William expanded his companies during the 1930s and early 1940s and Ruby Lee made her way to Florida. In 1946, they were married and she became his business partner.
Although they confined their charitable giving while alive to their college alma maters and a few Tampa organizations, their foundation was the primary beneficiary of their estate upon their deaths. The Saunders Foundation has given more than $24 million to over 250 institutions, mostly in the Tampa Bay area.
Frank Edward Duckwall
The only bachelor and non-businessperson of the group is Frank Edward Duckwall, a physicist and founder of the Frank E. Duckwall Foundation. He worked in the optics industry in Indianapolis, creating new ways to make optical lenses for eyeglasses and obtaining a U. S. patent for one of his designs.
Duckwall moved to Florida around 1970 to run an optical company. Although not trained in business, he grew his fortune by investing.

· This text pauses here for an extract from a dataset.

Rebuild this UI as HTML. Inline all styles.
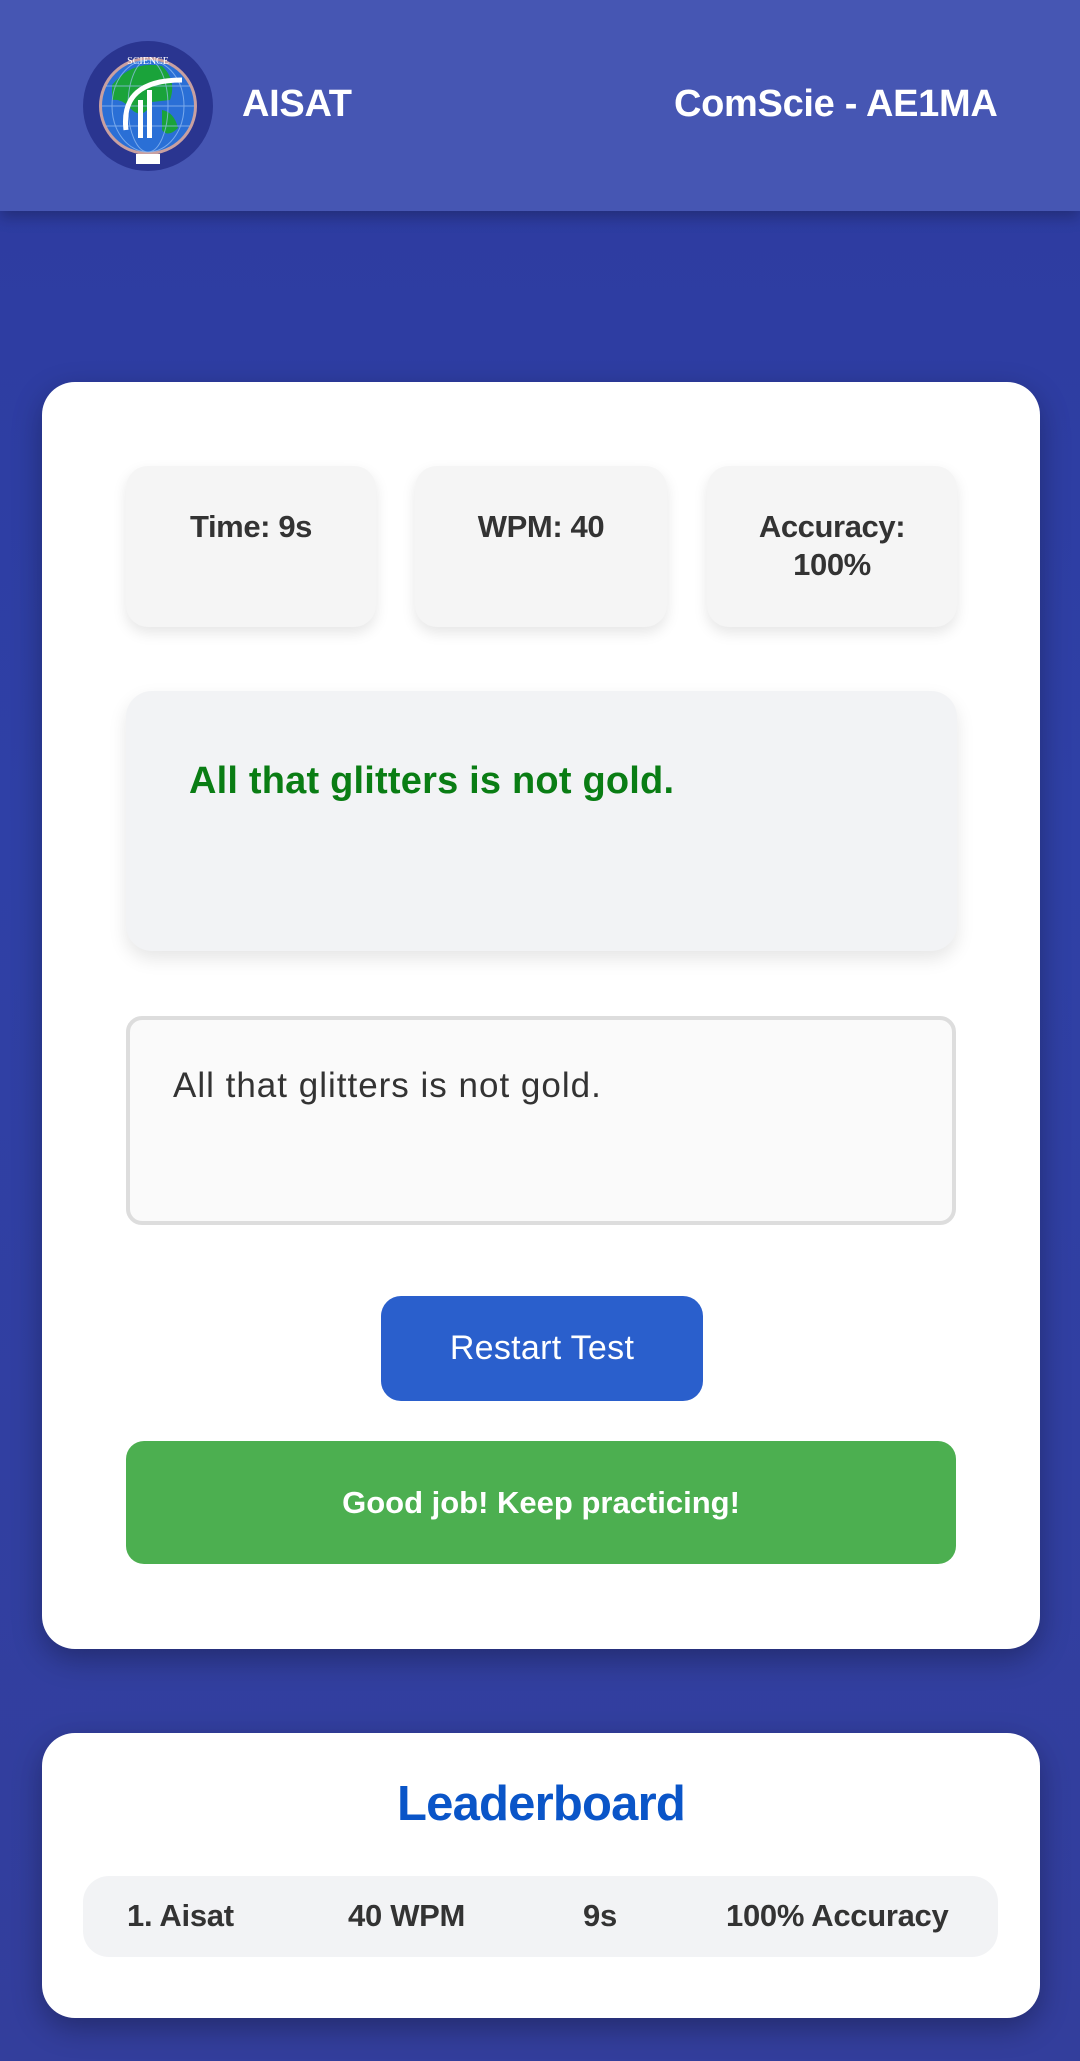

Desiring to help those in need, Duckwall created his foundation in 1983. Starting small, he eventually made larger donations, including $5,000 in the 1980s to help the Tampa Museum of Art acquire Joseph Noble’s antiquities collection.
The Duckwall Foundation received around $8.5 million when Frank passed away in 1993, vastly enhancing the foundation’s ability to award grants to worthy causes. Those grants have now totaled over $15 million benefiting more than 300 charities in all six Tampa Bay counties. The foundation focuses its grants on projects that have permanence and will benefit many people over an extended period of time.
Tampa’s philanthropic community has never been bigger than it is today. In addition to the older foundations covered here, which all now are considered independent foundations, several other families and family foundations have donated vast amounts of time and money to local nonprofits. The Ferman, Corbett, Lykes, Straz and Touchton families, plus the Dorothy Thomas Foundation, Lowry Murphy Foundation and Vinik Family Foundation, have helped to create, cultivate and grow dozens of area cultural and charitable organizations. They and many others certainly helped make Tampa a better place.